13.AMENDMENT OR TERMINATION. The Company may, at any time and from time to time, terminate the Plan or make such amendments as it deems advisable; provided, however, that no such termination or amendment shall adversely affect or impair the contract rights of a Participating Director with respect to an effective Election Agreement, unless such Participating Director shall consent in writing to such termination or amendment; and, provided further, that no such amendment, without the approval of the Company's shareholders, may materially increase the benefits accruing to Eligible Directors under the Plan, increase the number of shares of Stock distributed under the Plan, or materially modify the requirements as to eligibility under the Plan.
14.STOCK SUBJECT TO PLAN. The maximum number of shares of Stock that shall be reserved for issuance under the Plan as part of either a Deferred Fee or a Non-Deferred Fee shall be 150,000 shares, subject to adjustment upon changes in the capitalization of the Company as provided in Paragraph 8(b) of the Plan.

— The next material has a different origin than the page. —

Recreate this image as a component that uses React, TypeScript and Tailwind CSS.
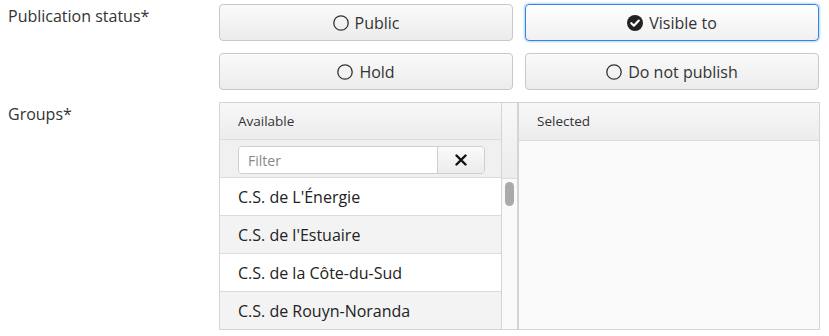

15.Regulatory Restrictions. All certificates for shares of Company Stock or other securities delivered under the Plan shall be subject to such stock transfer orders and other restrictions as the Company may deem advisable under the rules, regulations and other requirements of the Company, any stock exchange or stock market upon which the Company Stock is then listed or traded and any applicable Federal, state, or foreign securities law, and the Company may cause a legend or legends to be placed on any such certificates to make appropriate reference to such restrictions.
16.NON-PLAN DEFERRAL ARRANGEMENTS. The Company does not intend that this Plan replace or supersede any presently existing compensation or deferral arrangement or preclude the Company from implementing additional compensation or deferral arrangements.
17.FUTURE DIRECTOR TERMS. Nothing in this Plan or in any Election Agreement shall obligate a director to continue as such, or to accept any nomination for a future term as a director of the Company, or require the Company to nominate or cause the nomination of the director for a future term as a director of the Company.
18.NO ALIENATION. No shares of Stock or dollar amount deliverable under the Plan or under an Election Agreement shall be subject in any manner to anticipation, alienation, sale, transfer, assignment, pledge, encumbrances, or charge, other than by will or the laws of descent and distribution.
19.WITHHOLDING. The Company is entitled to withhold and deduct from any amounts due from the Company to a Participating Director, all legally required amounts necessary to satisfy any federal, state, or local withholding and employment-related taxes arising directly or indirectly in connection with the Plan or any Election Agreement, and the Company may require the Participating Director to remit promptly to the Company the amount of such taxes before taking any future actions with respect to the Participating Director's Deferral Account or Election Agreement.
20.CODE SECTION 409A. It is intended that the payments and provided under this Plan shall either be exempt from the application of, or comply with, the requirements of Code Section 409A, and the Plan shall be construed in a manner that effects such intent. Neither any Participating Director nor the Company shall intentionally take any action to accelerate or delay the payment of any amounts in any manner which would not be in compliance with Cod Section 409A without the consent of the other party. Nevertheless, the tax treatment of the payments provided under this Agreement is not warranted or guaranteed. Neither the Company, its subsidiaries or affiliates, nor their respective directors, officers,

5


employees, or advisers (other than the Participating Director, as applicable) shall be held liable for any taxes, interest, penalties, or other monetary amounts owed by any Participating Director or any other taxpayer as a result of this Plan. The Plan may be amended as reasonably necessary or desirable to legally minimize any adverse tax consequences to Participating Directors and/or the Company, and to preserve, to the fullest extent permissible, the economic provisions set forth in the Plan.